Research & Papers

Sequential KV Cache Compression via Probabilistic Language Tries: Beyond the Per-Vector Shannon Limit

A new paper proposes a two-layer architecture that could shrink AI memory usage by up to 914,000x theoretically.

Deep Dive

A new research paper by Gregory Magarshak introduces a groundbreaking method for compressing the Key-Value (KV) cache in transformer models, a major bottleneck for running long-context AI. Current techniques like TurboQuant compress individual data vectors, approaching a theoretical limit of about 3 bits per component. Magarshak's key insight is that the tokens in a KV cache aren't random data; they're from a formal language the model already understands. His method, Sequential KV Compression, treats the cache as a predictable sequence, unlocking massive efficiency gains.

The proposed two-layer architecture first uses 'probabilistic prefix deduplication' to find and merge semantically identical conversation prefixes across different sessions. The second layer, 'predictive delta coding,' stores only the tiny difference between a new token's data and the model's own prediction of it. This leverages the model's inherent language understanding, achieving a bound of just 3.3-4.3 bits per token on average for fluent text. The paper calculates a staggering theoretical compression ratio of approximately 914,000x over TurboQuant at the Shannon limit.

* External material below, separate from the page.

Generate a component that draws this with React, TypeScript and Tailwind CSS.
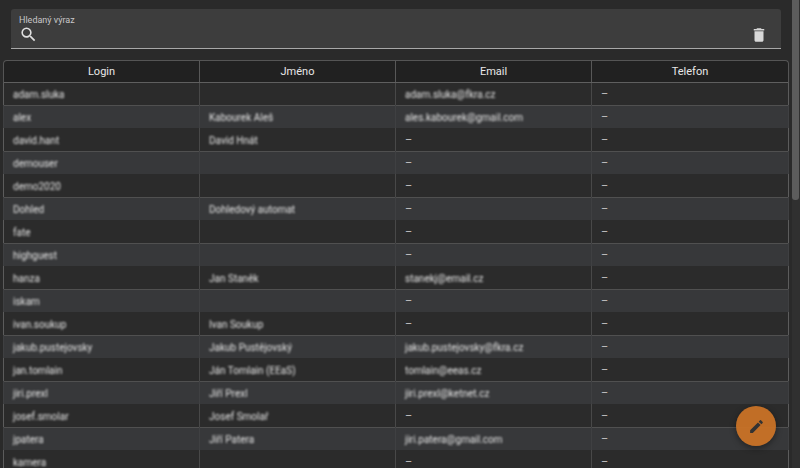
const rows: [string, string, string][] = [
  ["adam.sluka", "", "adam.sluka@fkra.cz"],
  ["alex", "Kabourek Aleš", "ales.kabourek@gmail.com"],
  ["david.hant", "David Hnát", "–"],
  ["demouser", "", "–"],
  ["demo2020", "", "–"],
  ["Dohled", "Dohledový automat", "–"],
  ["fate", "", "–"],
  ["highguest", "", "–"],
  ["hanza", "Jan Staněk", "stanekj@email.cz"],
  ["iskam", "", "–"],
  ["ivan.soukup", "Ivan Soukup", "–"],
  ["jakub.pustejovsky", "Jakub Pustějovský", "jakub.pustejovsky@fkra.cz"],
  ["jan.tomlain", "Ján Tomlain (EEaS)", "tomlain@eeas.cz"],
  ["jiri.prexl", "Jiří Prexl", "jiri.prexl@ketnet.cz"],
  ["josef.smolar", "Josef Smolař", "–"],
  ["jpatera", "Jiří Patera", "jiri.patera@gmail.com"],
  ["kamera", "", "–"],
];

function Cell({ children, odd, sep }: { children?: React.ReactNode; odd: boolean; sep: boolean }) {
  const dash = children === "–";
  return (
    <div className={`flex h-full w-[196px] shrink-0 items-center pt-[1px] ${sep ? "border-r" : ""} ${odd ? "border-[#3f4042]" : "border-[#484848]"}`}>
      <span className={dash ? "px-[9px] text-[11px] text-[#c8c8c8]" : "truncate px-[9px] text-[10px] text-[#e4e4e4] blur-[0.8px]"}>{children}</span>
    </div>
  );
}

export default function App() {
  return (
    <div className="flex h-[468px] w-[800px] overflow-hidden bg-[#2a2a2a] font-['Roboto','Liberation_Sans',sans-serif]">
      <main className="relative w-[792px] shrink-0">
        <div className="px-[11px] pt-[9px]">
          <div className="relative flex h-[40px] items-end justify-between rounded-t-[3px] border-b border-[#a8a8a8] bg-[#3d3d3d] pb-[4px] pl-[8px] pr-[13px]">
            <span className="absolute left-[8px] top-[5px] text-[9px] leading-[12px] text-[#c8c8c8]">Hledaný výraz</span>
            <svg width="19" height="19" viewBox="0 0 24 24" fill="#e0e0e0">
              <path d="M15.5 14h-.79l-.28-.27A6.471 6.471 0 0 0 16 9.5 6.5 6.5 0 1 0 9.5 16c1.61 0 3.09-.59 4.23-1.57l.27.28v.79l5 4.99L20.49 19l-4.99-5zm-6 0C7.01 14 5 11.99 5 9.5S7.01 5 9.5 5 14 7.01 14 9.5 11.99 14 9.5 14z" />
            </svg>
            <svg width="18" height="18" viewBox="0 0 24 24" fill="#d8d8d8">
              <path d="M6 19c0 1.1.9 2 2 2h8c1.1 0 2-.9 2-2V7H6v12zM19 4h-3.5l-1-1h-5l-1 1H5v2h14V4z" />
            </svg>
          </div>
        </div>
        <div className="ml-[3px] mt-[11px] w-[786px]">
          <div className="flex h-[23px] items-center rounded-t-[4px] border border-[#555] border-b-[#5f5f5f] bg-[#212121]">
            {["Login", "Jméno", "Email", "Telefon"].map((h, i) => (
              <div key={h} className={`flex h-full w-[196px] shrink-0 items-center justify-center pt-[1px] text-[11px] text-[#e8e8e8] ${i < 3 ? "border-r border-[#585858]" : ""}`}>
                {h}
              </div>
            ))}
          </div>
          {rows.map((r, i) => {
            const odd = i % 2 === 1;
            return (
              <div
                key={r[0]}
                className={`flex border-x ${i === 0 ? "h-[22px]" : "h-[23px]"} ${
                  odd
                    ? "border-x-[#3f4042] bg-[#37383a] shadow-[inset_0_1px_0_#505050]"
                    : "border-x-[#5c5c5c] bg-[#2b2b2b]"
                }`}
              >
                <Cell odd={odd} sep>{r[0]}</Cell>
                <Cell odd={odd} sep>{r[1]}</Cell>
                <Cell odd={odd} sep>{r[2]}</Cell>
                <Cell odd={odd} sep={false}>–</Cell>
              </div>
            );
          })}
        </div>
        <button className="absolute left-[736px] top-[406px] flex h-[40px] w-[40px] items-center justify-center rounded-full bg-[#c97226]/95 shadow-[0_2px_6px_rgba(0,0,0,0.4)]">
          <svg width="17" height="17" viewBox="0 0 24 24" fill="#333">
            <path d="M3 17.25V21h3.75L17.81 9.94l-3.75-3.75L3 17.25zM20.71 7.04a1 1 0 0 0 0-1.41l-2.34-2.34a1 1 0 0 0-1.41 0l-1.83 1.83 3.75 3.75 1.83-1.83z" />
          </svg>
        </button>
      </main>
      <aside className="h-full w-[8px] shrink-0 bg-[#303030]">
        <div className="h-[200px] w-[7px] rounded-b-[3px] bg-[#5c5c5c]" />
      </aside>
    </div>
  );
}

Even under a deliberately pessimistic, worst-case overhead scenario 1000x above the theoretical floor, the method still promises a 914x improvement. Crucially, the compression improves with longer context lengths and is orthogonal to existing quantization methods, meaning it can be combined with them for even greater gains. This represents a fundamental shift from viewing the KV cache as generic data to treating it as structured, predictable language.

Key Points
  • Theoretical compression ratio of 914,000x over current state-of-the-art method TurboQuant by treating cache as a sequence, not isolated vectors.
  • Uses a two-layer method: probabilistic prefix deduplication and predictive delta coding, bound to ~4 bits per token for fluent text.
  • Compression improves with longer context and can be combined with existing quantization techniques for compounding efficiency.

Why It Matters

This could drastically reduce the cost and energy of running long-context AI models, making advanced agents and analysis more accessible.